Token cost in multi-turn dialogue: quadratic growth

But the cost of tokens is not only what shows up on the bill.

The longer the context, the longer the inference time. The attention computation in a Transformer is O(n²)—double the context length and the compute cost goes up four-fold. In real-time interaction—say, waiting for the AI to generate code in your IDE—the difference between an extra two seconds and an extra eight seconds is enormous. At the same time, the longer the context, the more diluted the model's attention. Chapter 2 covered the Lost in the Middle phenomenon: when the context is long, the model's attention to information in the middle drops. The more you stuff in, the lower the probability that any single piece of information gets effectively processed.

So the "cost" of tokens has three layers: economic cost (the bill), performance cost (latency), and quality cost (attention dilution). Even with an unlimited budget, you should not pour information into the context unrestrained—because information overload itself degrades the model's behavior.

Once you see these three layers clearly, the common architectural questions look like the same kind of question. Should you use RAG? RAG injects retrieved document fragments into the input on every call, increasing input tokens.
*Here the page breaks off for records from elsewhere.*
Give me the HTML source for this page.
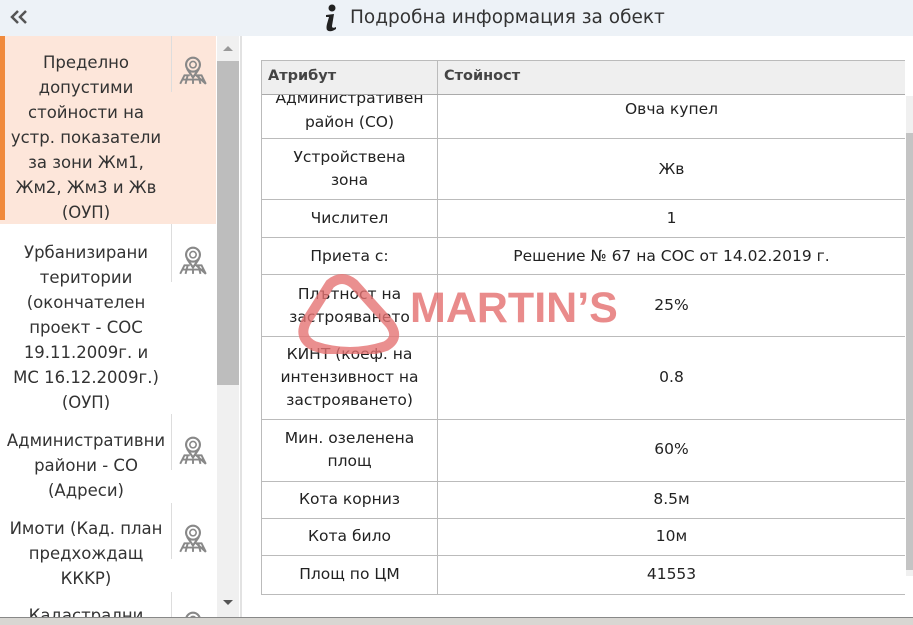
<!DOCTYPE html>
<html><head><meta charset="utf-8"><style>
*{margin:0;padding:0;box-sizing:border-box}
html{overflow:hidden;width:913px;height:625px}
body{width:913px;height:625px;overflow:hidden;background:#fff;font-family:"DejaVu Sans","Liberation Sans",sans-serif;color:#333;position:relative}
.hdr{position:absolute;left:0;top:0;width:913px;height:36px;background:#edf2f7}
.hdr .t{position:absolute;left:350px;top:7px;font-size:18.5px;color:#333}
.item{position:absolute;left:0;width:172px;text-align:center;font-size:16.5px;line-height:25px;color:#333}
.sep{position:absolute;left:171px;width:1px;background:#ddd}
.ic{position:absolute;left:177px;width:32px;height:32px}
.sb{position:absolute;left:217px;top:36px;width:22px;height:581px;background:#f0f0f0}
.cell{position:absolute;font-size:15.5px;line-height:23px;text-align:center;color:#222}
.h{position:absolute;top:61px;font-size:14.5px;font-weight:bold;color:#444}
.hl{position:absolute;height:1px;background:#bbb;left:262px;width:643px}
</style></head><body>
<div class="hdr">
<svg style="position:absolute;left:9px;top:9px" width="20" height="16" viewBox="0 0 20 16"><path d="M9 2 L3 8 L9 14 M17 2 L11 8 L17 14" fill="none" stroke="#555" stroke-width="2.5"/></svg>
<svg style="position:absolute;left:323px;top:4px" width="16" height="28" viewBox="0 0 16 28"><circle cx="9" cy="4" r="3.5" fill="#222"/><path d="M3 11 L11 10 L9 22 Q9 25 13 23 L13 25 Q7 29 4 26 Q3 24 4 20 L6 13 L3 13Z" fill="#222"/></svg>
<div class="t">Подробна информация за обект</div>
</div>

<div style="position:absolute;left:0;top:36px;width:216px;height:188px;background:#fde6da"></div>
<div style="position:absolute;left:0;top:36px;width:5px;height:184px;background:#f08a3c"></div>
<div class="item" style="top:50px">Пределно<br>допустими<br>стойности на<br>устр. показатели<br>за зони Жм1,<br>Жм2, Жм3 и Жв<br>(ОУП)</div>
<div class="item" style="top:240px">Урбанизирани<br>територии<br>(окончателен<br>проект - СОС<br>19.11.2009г. и<br>МС 16.12.2009г.)<br>(ОУП)</div>
<div class="item" style="top:428px">Административни<br>райони - СО<br>(Адреси)</div>
<div class="item" style="top:516px">Имоти (Кад. план<br>предхождащ<br>ККKР)</div>
<div class="item" style="top:603px">Кадастрални</div>
<div class="sep" style="top:36px;height:56px"></div>
<div class="sep" style="top:224px;height:58px"></div>
<div class="sep" style="top:414px;height:56px"></div>
<div class="sep" style="top:503px;height:56px"></div>
<div class="sep" style="top:592px;height:25px"></div>
<svg width="0" height="0" style="position:absolute"><defs><g id="pin"><circle cx="15" cy="10" r="6.5" fill="none" stroke="#888" stroke-width="2"/><circle cx="15" cy="10" r="3" fill="none" stroke="#888" stroke-width="1.5"/><path d="M9.5 14 L15 22 L20.5 14" fill="none" stroke="#888" stroke-width="2"/><path d="M3 28 L7 20 L12 20 M18 20 L23 20 L27 28 Z M5 24 L25 24 M10 20 L8 28 M20 20 L22 28 M15 24 L15 28" fill="none" stroke="#888" stroke-width="1.8"/></g></defs></svg>
<svg class="ic" style="top:54px" viewBox="0 0 30 30"><use href="#pin"/></svg>
<svg class="ic" style="top:244px" viewBox="0 0 30 30"><use href="#pin"/></svg>
<svg class="ic" style="top:434px" viewBox="0 0 30 30"><use href="#pin"/></svg>
<svg class="ic" style="top:522px" viewBox="0 0 30 30"><use href="#pin"/></svg>
<div style="position:absolute;left:177px;top:609px;width:32px;height:8px;overflow:hidden"><svg width="32" height="32" viewBox="0 0 30 30"><use href="#pin"/></svg></div>

<div class="sb"><div style="position:absolute;left:0;top:25px;width:22px;height:324px;background:#bdbdbd"></div>
<div style="position:absolute;left:6px;top:10px;border:5px solid transparent;border-bottom:5px solid #999;border-top:0"></div>
<div style="position:absolute;left:6px;top:564px;border:5px solid transparent;border-top:5px solid #555;border-bottom:0"></div></div>
<div style="position:absolute;left:240px;top:36px;width:2px;height:581px;background:#e2e2e2"></div>

<div style="position:absolute;left:262px;top:60px;width:643px;height:34px;background:#efefef"></div>
<div style="position:absolute;left:262px;top:94px;width:643px;height:500px;overflow:hidden">
<div class="cell" style="left:0;top:-8px;width:175px;line-height:24px">Административен<br>район (СО)</div></div>
<div class="h" style="left:268px;top:68px">Атрибут</div>
<div class="h" style="left:444px;top:68px">Стойност</div>
<div style="position:absolute;left:261px;top:60px;width:1px;height:535px;background:#bbb"></div>
<div style="position:absolute;left:437px;top:60px;width:1px;height:535px;background:#bbb"></div>
<div class="hl" style="top:60px"></div>
<div class="hl" style="top:94px;background:#aaa"></div>
<div class="hl" style="top:138px"></div>
<div class="hl" style="top:199px"></div>
<div class="hl" style="top:237px"></div>
<div class="hl" style="top:274px"></div>
<div class="hl" style="top:336px"></div>
<div class="hl" style="top:419px"></div>
<div class="hl" style="top:481px"></div>
<div class="hl" style="top:518px"></div>
<div class="hl" style="top:555px"></div>
<div class="hl" style="top:594px"></div>

<div class="cell" style="left:438px;top:98px;width:467px">Овча купел</div>
<div class="cell" style="left:262px;top:146px;width:175px">Устройствена<br>зона</div>
<div class="cell" style="left:438px;top:158px;width:467px">Жв</div>
<div class="cell" style="left:262px;top:207px;width:175px">Числител</div>
<div class="cell" style="left:438px;top:207px;width:467px">1</div>
<div class="cell" style="left:262px;top:245px;width:175px">Приета с:</div>
<div class="cell" style="left:438px;top:245px;width:467px">Решение № 67 на СОС от 14.02.2019 г.</div>
<div class="cell" style="left:262px;top:283px;width:175px">Плътност на<br>застрояването</div>
<div class="cell" style="left:438px;top:294px;width:467px">25%</div>
<div class="cell" style="left:262px;top:343px;width:175px">КИНТ (коеф. на<br>интензивност на<br>застрояването)</div>
<div class="cell" style="left:438px;top:366px;width:467px">0.8</div>
<div class="cell" style="left:262px;top:427px;width:175px">Мин. озеленена<br>площ</div>
<div class="cell" style="left:438px;top:438px;width:467px">60%</div>
<div class="cell" style="left:262px;top:488px;width:175px">Кота корниз</div>
<div class="cell" style="left:438px;top:488px;width:467px">8.5м</div>
<div class="cell" style="left:262px;top:525px;width:175px">Кота било</div>
<div class="cell" style="left:438px;top:525px;width:467px">10м</div>
<div class="cell" style="left:262px;top:563px;width:175px">Площ по ЦМ</div>
<div class="cell" style="left:438px;top:563px;width:467px">41553</div>

<div style="position:absolute;left:906px;top:96px;width:7px;height:480px;background:#f0f0f0"></div>
<div style="position:absolute;left:906px;top:133px;width:7px;height:437px;background:#c4c4c4"></div>

<svg style="position:absolute;left:290px;top:274px" width="130" height="80" viewBox="0 0 130 80"><path d="M40 10 Q52 0 64 10 L100 50 Q110 64 96 72 Q60 84 24 72 Q8 64 16 48 Z" fill="none" stroke="#e57373" stroke-opacity="0.8" stroke-width="10" stroke-linejoin="round"/></svg>
<div style="position:absolute;left:410px;top:285px;font-family:'Liberation Sans',sans-serif;font-weight:bold;font-size:43px;line-height:46px;color:rgba(226,100,100,0.75)">MARTIN’S</div>

<div style="position:absolute;left:0;top:617px;width:913px;height:8px;background:#d8d6d2;border-top:1px solid #888"></div>
</body></html>
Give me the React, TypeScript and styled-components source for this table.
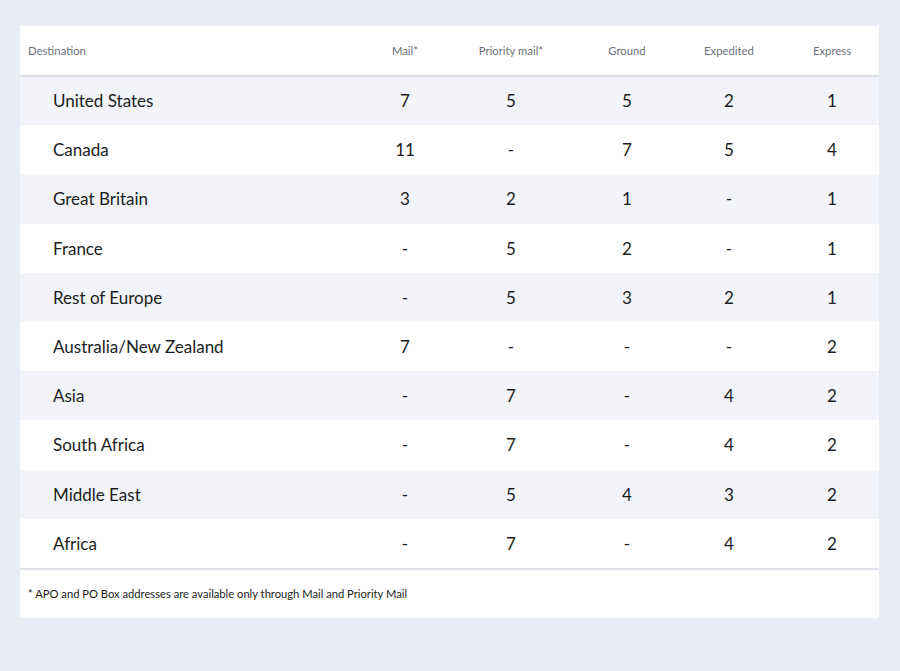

If retrieval quality is high, those extra tokens lift output quality meaningfully—worth it. If retrieval quality is low, those tokens are noise—not worth it. Should you use multi-agent? Multi-agent means multiple model calls, and total token consumption scales up. But if the task genuinely needs decomposition, multi-agent output quality may far exceed single-agent. Should you keep the full conversation history? Full history preserves all context but costs grow quadratically; compressing history saves tokens but risks dropping critical information. None of these have a single right answer—the answer depends on the specific scenario and constraints.

Model selection is another decision surface that often gets overlooked. For a task at the same complexity level, the per-call cost between a flagship model and a lightweight one can differ by an order of magnitude. But expensive does not equal good—it depends on the nature of the task. Tasks that need complex reasoning (architecture design, multi-step refactoring, cross-module analysis), tasks with extremely high correctness requirements (security-related code, financial logic), tasks requiring long-context understanding (large-file review, codebase-wide refactoring)—in these scenarios the gap in model capability shows up directly in output quality. A cheap model has to retry repeatedly to land on the right answer, and once you account for retry cost, it ends up more expensive. For tasks with clear patterns (code completion, format conversion, boilerplate generation), tasks with strong constraints (a complete test suite verifies the result), and high-frequency low-complexity tasks (lint fixes, import organization), the output quality gap between cheap and expensive models is small and the cost gap is large.

A more pragmatic move is to compose the two—use a lightweight model for initial generation and simple subtasks, and a flagship model for review and core decisions. This "tiered scheduling" is structurally similar to multi-tier caching in a CDN: hot data on fast but expensive storage, cold data on slow but cheap storage. The point is not "pick a model"—the point is "pick the right model for each task." Specific model pricing changes quickly; what matters is the judgment frame: the higher the task's complexity and correctness requirements, the more it pays to use an expensive model; the more pattern-driven and constraint-rich the task, the better fit for a cheap model.

9.2 Context Compression: Saying More with Fewer Tokens

Once the cost structure is clear, the next question is obvious: how do you bring it down?

The most attractive direction is compression—conveying the same information with fewer tokens. But the moment you actually try to "compress," you discover this is not one move; it is a path.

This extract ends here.